> What you need to do: Sift the listing for lines that hold the string "components" and pull them out.

> Data section:
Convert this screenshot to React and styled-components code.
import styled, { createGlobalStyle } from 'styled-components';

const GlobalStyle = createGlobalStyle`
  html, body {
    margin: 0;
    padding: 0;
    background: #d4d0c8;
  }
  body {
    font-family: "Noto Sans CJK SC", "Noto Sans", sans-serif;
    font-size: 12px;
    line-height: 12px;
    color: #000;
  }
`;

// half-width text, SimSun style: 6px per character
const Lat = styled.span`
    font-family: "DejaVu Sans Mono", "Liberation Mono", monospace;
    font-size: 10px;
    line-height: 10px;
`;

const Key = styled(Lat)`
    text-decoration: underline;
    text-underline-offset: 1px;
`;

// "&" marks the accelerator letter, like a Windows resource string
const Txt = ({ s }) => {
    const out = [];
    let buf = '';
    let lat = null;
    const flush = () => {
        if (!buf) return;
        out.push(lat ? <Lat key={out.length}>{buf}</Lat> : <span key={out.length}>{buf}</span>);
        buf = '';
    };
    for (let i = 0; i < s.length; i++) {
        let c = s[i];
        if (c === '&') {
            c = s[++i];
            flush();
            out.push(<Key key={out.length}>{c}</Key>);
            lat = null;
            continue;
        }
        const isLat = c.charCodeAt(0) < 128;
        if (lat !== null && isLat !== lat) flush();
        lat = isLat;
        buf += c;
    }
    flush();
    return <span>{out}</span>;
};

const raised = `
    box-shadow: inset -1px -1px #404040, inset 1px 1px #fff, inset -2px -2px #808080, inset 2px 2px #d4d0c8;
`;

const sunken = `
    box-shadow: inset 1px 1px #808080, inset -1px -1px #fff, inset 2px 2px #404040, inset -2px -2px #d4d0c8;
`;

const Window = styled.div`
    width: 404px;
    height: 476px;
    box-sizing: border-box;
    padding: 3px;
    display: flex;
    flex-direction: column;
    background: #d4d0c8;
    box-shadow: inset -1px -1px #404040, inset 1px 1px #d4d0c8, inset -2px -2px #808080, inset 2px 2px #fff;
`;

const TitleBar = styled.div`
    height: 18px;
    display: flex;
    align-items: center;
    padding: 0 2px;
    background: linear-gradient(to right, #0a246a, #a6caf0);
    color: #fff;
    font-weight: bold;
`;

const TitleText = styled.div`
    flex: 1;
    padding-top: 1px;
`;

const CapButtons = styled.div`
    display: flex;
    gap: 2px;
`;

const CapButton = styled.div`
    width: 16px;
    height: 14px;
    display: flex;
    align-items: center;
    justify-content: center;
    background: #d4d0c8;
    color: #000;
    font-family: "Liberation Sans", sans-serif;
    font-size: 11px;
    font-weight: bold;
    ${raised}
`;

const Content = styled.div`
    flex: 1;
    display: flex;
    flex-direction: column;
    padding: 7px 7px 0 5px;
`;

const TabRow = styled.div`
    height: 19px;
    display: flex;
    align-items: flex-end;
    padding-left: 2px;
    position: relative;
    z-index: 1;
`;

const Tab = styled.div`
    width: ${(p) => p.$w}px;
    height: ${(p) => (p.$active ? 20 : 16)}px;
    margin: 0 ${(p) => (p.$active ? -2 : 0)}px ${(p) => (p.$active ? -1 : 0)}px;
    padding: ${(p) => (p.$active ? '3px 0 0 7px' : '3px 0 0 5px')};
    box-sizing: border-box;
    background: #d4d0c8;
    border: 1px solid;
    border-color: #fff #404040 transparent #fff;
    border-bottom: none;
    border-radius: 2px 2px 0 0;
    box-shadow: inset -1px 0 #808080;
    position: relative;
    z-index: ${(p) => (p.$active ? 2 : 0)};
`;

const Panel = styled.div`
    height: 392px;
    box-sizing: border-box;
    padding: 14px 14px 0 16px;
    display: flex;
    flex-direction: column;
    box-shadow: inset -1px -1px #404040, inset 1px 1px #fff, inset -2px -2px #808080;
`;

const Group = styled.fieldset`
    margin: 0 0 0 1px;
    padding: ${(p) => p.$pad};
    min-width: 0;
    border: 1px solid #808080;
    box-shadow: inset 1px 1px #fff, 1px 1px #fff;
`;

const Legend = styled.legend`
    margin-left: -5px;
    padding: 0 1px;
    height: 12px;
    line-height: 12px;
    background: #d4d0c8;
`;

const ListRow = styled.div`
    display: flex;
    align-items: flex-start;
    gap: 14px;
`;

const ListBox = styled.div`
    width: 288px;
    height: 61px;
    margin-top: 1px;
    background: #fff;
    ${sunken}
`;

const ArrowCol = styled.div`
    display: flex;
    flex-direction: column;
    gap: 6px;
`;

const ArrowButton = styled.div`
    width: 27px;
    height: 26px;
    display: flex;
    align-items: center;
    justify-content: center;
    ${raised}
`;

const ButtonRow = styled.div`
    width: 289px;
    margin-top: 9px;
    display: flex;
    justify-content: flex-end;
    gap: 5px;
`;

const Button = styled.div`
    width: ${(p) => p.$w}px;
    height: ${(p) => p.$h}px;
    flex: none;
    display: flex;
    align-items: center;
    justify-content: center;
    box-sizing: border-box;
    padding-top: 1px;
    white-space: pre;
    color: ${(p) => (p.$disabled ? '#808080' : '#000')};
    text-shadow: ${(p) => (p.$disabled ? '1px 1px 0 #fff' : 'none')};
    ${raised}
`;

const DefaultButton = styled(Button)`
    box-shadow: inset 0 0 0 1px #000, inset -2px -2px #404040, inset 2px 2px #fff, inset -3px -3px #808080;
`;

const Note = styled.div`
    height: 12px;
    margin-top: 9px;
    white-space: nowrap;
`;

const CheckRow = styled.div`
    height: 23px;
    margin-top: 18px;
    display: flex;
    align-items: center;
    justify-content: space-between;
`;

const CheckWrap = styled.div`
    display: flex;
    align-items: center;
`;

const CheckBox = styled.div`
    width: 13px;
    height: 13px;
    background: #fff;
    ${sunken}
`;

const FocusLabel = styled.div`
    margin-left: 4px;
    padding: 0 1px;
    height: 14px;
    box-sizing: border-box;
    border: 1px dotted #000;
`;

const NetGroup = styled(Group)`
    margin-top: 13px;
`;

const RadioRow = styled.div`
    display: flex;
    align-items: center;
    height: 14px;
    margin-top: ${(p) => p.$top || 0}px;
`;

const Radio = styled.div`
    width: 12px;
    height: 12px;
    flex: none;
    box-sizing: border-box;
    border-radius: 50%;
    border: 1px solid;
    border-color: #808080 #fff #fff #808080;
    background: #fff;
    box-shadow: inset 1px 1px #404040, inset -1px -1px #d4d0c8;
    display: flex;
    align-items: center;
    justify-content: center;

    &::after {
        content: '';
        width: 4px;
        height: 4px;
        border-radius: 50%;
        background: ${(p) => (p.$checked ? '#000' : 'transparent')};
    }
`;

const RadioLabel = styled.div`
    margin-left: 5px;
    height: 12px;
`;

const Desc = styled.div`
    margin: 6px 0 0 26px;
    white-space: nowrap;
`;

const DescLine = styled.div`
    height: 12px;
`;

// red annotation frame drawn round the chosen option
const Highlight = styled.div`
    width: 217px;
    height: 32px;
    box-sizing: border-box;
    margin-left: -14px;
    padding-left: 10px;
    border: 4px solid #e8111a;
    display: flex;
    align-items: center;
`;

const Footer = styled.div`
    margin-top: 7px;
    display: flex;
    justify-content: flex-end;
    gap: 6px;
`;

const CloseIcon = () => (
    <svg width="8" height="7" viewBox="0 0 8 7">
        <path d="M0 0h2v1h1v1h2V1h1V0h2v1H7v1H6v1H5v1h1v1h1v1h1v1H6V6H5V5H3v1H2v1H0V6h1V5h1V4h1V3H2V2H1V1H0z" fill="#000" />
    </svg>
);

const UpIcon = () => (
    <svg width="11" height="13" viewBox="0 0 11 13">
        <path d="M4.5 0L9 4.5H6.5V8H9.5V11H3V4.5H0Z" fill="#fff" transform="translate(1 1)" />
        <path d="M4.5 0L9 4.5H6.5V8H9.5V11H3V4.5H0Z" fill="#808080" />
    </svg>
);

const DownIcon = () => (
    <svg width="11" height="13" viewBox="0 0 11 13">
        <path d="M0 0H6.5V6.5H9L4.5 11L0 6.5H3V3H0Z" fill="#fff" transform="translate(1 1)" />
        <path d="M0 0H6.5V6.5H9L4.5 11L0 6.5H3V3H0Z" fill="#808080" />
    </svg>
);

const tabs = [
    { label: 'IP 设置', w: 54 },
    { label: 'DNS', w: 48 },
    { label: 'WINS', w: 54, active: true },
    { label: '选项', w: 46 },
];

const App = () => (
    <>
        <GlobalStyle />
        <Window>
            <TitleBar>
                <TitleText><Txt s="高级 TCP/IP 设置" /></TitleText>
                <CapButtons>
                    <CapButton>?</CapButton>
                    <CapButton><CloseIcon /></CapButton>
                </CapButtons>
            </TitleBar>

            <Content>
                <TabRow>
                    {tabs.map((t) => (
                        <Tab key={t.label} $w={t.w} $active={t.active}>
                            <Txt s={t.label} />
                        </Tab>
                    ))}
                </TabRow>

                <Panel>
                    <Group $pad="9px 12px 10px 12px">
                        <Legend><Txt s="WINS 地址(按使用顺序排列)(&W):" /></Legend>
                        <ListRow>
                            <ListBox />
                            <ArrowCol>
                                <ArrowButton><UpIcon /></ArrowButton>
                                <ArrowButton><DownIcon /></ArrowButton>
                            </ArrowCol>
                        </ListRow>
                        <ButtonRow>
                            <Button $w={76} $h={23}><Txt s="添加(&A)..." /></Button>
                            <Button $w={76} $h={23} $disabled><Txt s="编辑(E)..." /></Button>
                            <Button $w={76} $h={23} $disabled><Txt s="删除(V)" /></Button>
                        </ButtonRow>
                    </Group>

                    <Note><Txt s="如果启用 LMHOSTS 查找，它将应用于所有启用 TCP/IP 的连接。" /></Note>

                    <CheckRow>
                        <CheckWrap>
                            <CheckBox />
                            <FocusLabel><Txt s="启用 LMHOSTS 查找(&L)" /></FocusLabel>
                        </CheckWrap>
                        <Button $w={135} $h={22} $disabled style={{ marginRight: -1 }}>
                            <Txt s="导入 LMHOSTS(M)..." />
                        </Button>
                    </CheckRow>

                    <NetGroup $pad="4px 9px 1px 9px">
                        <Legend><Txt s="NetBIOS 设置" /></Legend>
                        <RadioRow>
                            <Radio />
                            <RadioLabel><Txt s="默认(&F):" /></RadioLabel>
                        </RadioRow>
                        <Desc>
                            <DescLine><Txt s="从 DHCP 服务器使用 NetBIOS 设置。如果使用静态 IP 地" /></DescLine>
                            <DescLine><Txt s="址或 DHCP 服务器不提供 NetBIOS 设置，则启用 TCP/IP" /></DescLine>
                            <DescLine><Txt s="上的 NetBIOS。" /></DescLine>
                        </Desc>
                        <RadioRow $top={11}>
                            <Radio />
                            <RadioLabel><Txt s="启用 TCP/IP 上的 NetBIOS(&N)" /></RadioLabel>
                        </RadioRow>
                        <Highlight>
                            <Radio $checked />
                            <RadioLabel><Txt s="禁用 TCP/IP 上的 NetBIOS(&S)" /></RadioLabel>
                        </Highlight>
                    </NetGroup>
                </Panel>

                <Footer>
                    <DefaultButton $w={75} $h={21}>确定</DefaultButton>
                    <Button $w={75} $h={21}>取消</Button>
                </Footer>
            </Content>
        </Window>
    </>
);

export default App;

> Written answer:
Convert this screenshot to React and styled-components code.
import styled, { createGlobalStyle } from 'styled-components';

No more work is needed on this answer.